When the primary spring contracts, there is excess pressure in the connection between the driving portion and the driven portion. Nevertheless, there is a friction threshold which maintains the connection, thus leading to a slip phenomenon.
In the direction in which the primary spring expands, that leads to a strong connection, and the resilient element (in this case a spring) takes over to transmit the forces.
Above a certain angle of twist, the resilient element can no longer deform (turns touching). The spring must therefore be very stretched out which increases the axial length of the pulley and thus its bulk.
The ball bearings 118 operate with a large offset which reduces their lifetime. In order to take up a fraction of the radial forces, a PTFE bearing 110-112 is interposed at the end opposite from the ball bearing. This PTFE bearing generates friction which is added to that of the clutch and reduces efficiency in unlocked mode.
A variant of this third type of pulley is described in U.S. Pat. No. 6,394,248, in particular in FIGS. 2 and 3 thereof which are reproduced herein as FIGS. 5a and 5b. The principle of the expanding spring 22 is conserved.
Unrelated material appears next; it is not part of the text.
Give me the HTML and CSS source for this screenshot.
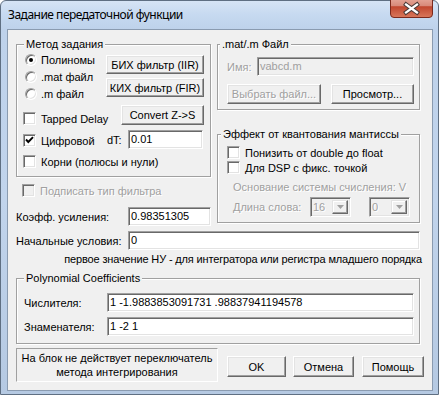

However, the resilient element is a succession of compression springs that are interposed between fins 27 and 47.
The amplitude of deformation is necessarily limited because the springs cannot be compressed fully.
Furthermore, the elements 17 and 26 ought to have low-friction guidance, but they do not, so there is therefore a high risk of seizing.
In that construction, the radial force of the belt is supported by the ball bearing 50 which has a large offset.
The above analysis shows that:                freewheel devices are too rigid once locked, and their effectiveness depends on the opposing torque;        resilient pulleys do not enable the driven member to continue its motion in the event of deceleration; the internal friction is harmful to filtering; and        pulleys with a resilient clutch using a spring are complex and have the same friction problem; they are also bulky.